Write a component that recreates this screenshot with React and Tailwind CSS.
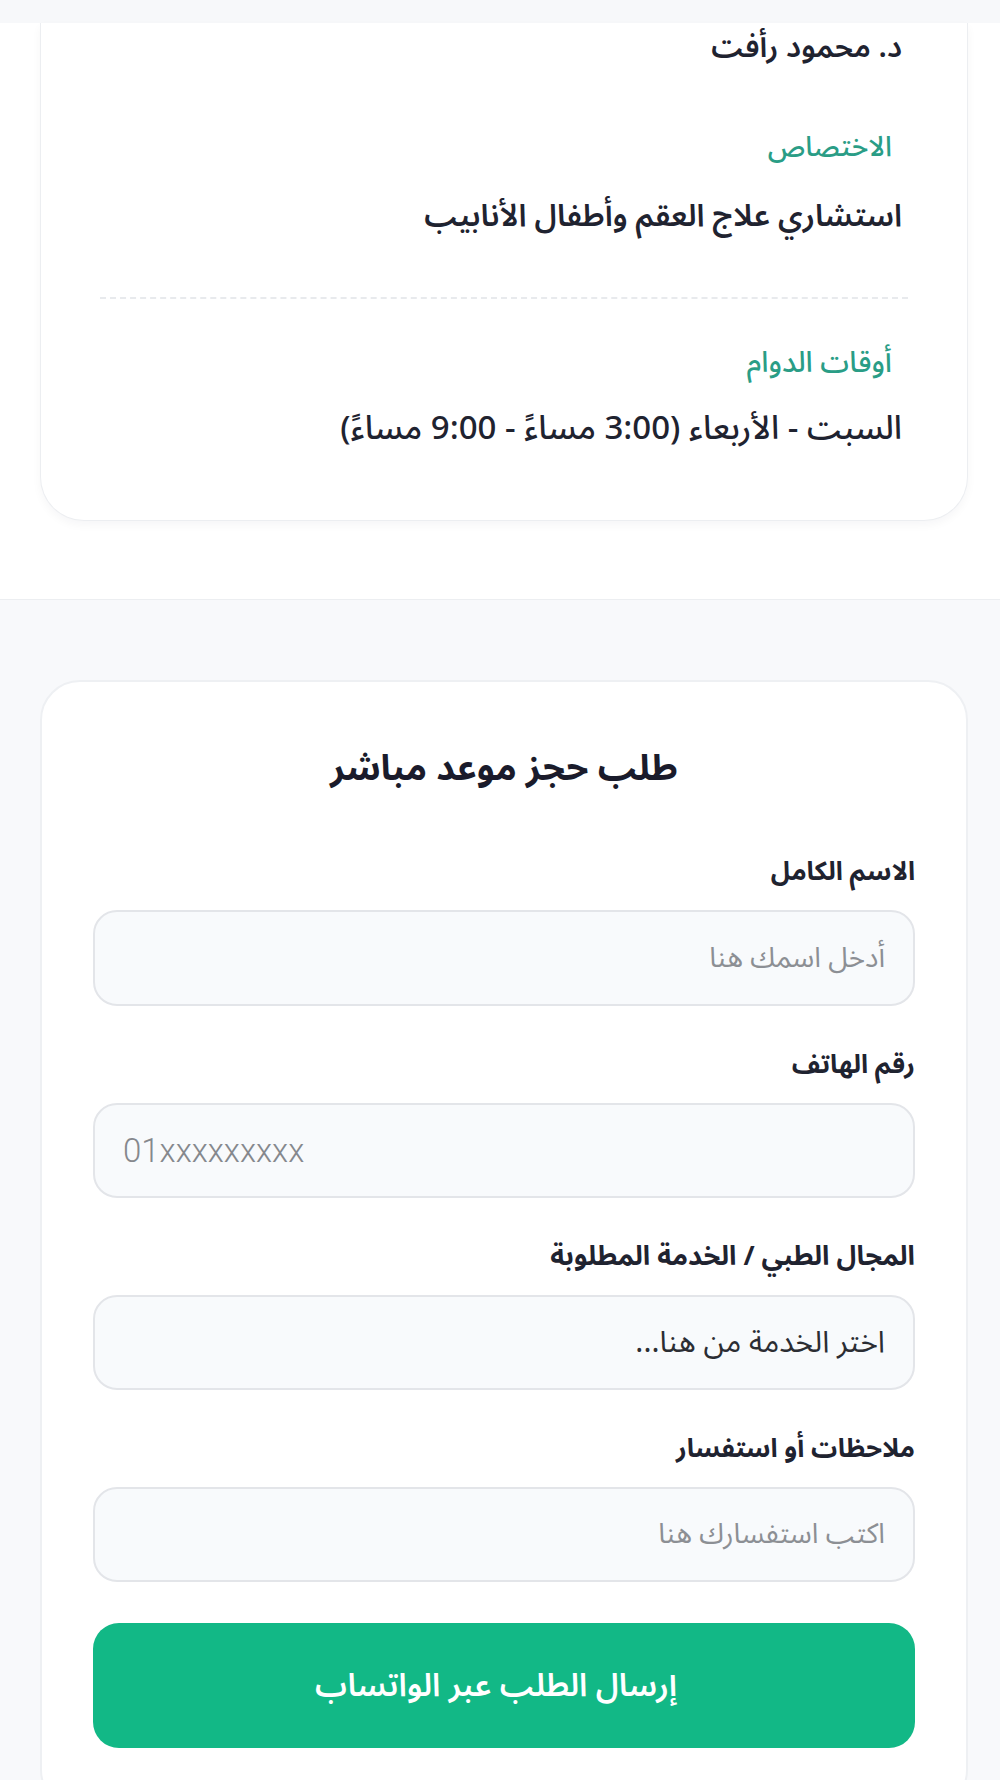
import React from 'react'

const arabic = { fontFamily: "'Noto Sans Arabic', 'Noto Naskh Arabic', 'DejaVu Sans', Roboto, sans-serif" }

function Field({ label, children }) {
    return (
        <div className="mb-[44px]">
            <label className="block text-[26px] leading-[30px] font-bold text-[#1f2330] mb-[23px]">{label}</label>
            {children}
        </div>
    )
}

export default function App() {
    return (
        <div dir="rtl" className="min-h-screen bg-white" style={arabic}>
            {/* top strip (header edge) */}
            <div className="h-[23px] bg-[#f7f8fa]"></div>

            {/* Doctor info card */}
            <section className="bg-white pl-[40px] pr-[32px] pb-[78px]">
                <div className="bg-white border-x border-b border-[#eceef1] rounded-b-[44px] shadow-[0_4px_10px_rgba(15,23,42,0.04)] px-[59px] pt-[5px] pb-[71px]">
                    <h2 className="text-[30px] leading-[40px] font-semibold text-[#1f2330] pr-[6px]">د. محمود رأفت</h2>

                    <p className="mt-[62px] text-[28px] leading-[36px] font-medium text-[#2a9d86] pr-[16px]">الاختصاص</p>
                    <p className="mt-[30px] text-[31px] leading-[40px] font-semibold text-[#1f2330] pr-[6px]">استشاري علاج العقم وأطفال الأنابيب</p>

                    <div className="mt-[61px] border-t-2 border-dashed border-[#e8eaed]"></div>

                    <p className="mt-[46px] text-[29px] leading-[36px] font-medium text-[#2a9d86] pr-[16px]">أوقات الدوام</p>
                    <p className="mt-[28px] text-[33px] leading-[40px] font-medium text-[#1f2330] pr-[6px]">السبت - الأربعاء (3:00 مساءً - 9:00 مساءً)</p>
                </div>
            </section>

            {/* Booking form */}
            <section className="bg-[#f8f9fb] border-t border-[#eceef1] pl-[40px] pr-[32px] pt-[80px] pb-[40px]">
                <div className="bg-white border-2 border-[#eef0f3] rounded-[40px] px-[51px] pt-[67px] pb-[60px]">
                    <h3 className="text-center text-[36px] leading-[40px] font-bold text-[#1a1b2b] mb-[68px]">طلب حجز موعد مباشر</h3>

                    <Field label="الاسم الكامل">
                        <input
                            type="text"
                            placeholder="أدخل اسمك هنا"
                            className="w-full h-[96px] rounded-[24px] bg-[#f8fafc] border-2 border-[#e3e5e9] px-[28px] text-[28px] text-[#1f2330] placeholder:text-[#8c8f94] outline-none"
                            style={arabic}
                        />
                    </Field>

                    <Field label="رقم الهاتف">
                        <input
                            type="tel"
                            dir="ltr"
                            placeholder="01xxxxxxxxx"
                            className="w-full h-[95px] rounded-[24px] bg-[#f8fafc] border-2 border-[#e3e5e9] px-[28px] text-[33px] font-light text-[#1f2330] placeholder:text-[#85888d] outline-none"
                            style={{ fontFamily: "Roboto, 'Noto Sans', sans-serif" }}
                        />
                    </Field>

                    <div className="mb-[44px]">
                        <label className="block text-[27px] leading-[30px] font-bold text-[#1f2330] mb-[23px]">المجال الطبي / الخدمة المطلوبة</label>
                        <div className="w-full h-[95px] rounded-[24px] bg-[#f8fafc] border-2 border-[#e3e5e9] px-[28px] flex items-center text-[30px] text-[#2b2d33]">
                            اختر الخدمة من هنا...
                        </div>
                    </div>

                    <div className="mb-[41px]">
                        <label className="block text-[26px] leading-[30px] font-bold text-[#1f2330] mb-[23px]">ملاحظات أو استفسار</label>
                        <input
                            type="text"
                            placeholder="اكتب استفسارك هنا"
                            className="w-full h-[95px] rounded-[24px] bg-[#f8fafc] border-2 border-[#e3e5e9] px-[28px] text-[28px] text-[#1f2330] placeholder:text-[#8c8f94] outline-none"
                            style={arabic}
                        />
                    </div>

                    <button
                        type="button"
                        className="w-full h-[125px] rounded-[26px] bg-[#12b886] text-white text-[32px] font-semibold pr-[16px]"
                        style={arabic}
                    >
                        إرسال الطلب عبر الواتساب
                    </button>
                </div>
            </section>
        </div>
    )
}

○ ○ ○ ○ ○

- [PROMPT]:
Repeat only what lies between the start of the data and the end of the line containing "Sans Arabic', 'Noto", exactly, with pictures left out.

- [FULL OUTPUT]:
Write a component that recreates this screenshot with React and Tailwind CSS.
import React from 'react'

const arabic = { fontFamily: "'Noto Sans Arabic', 'Noto Naskh Arabic', 'DejaVu Sans', Roboto, sans-serif" }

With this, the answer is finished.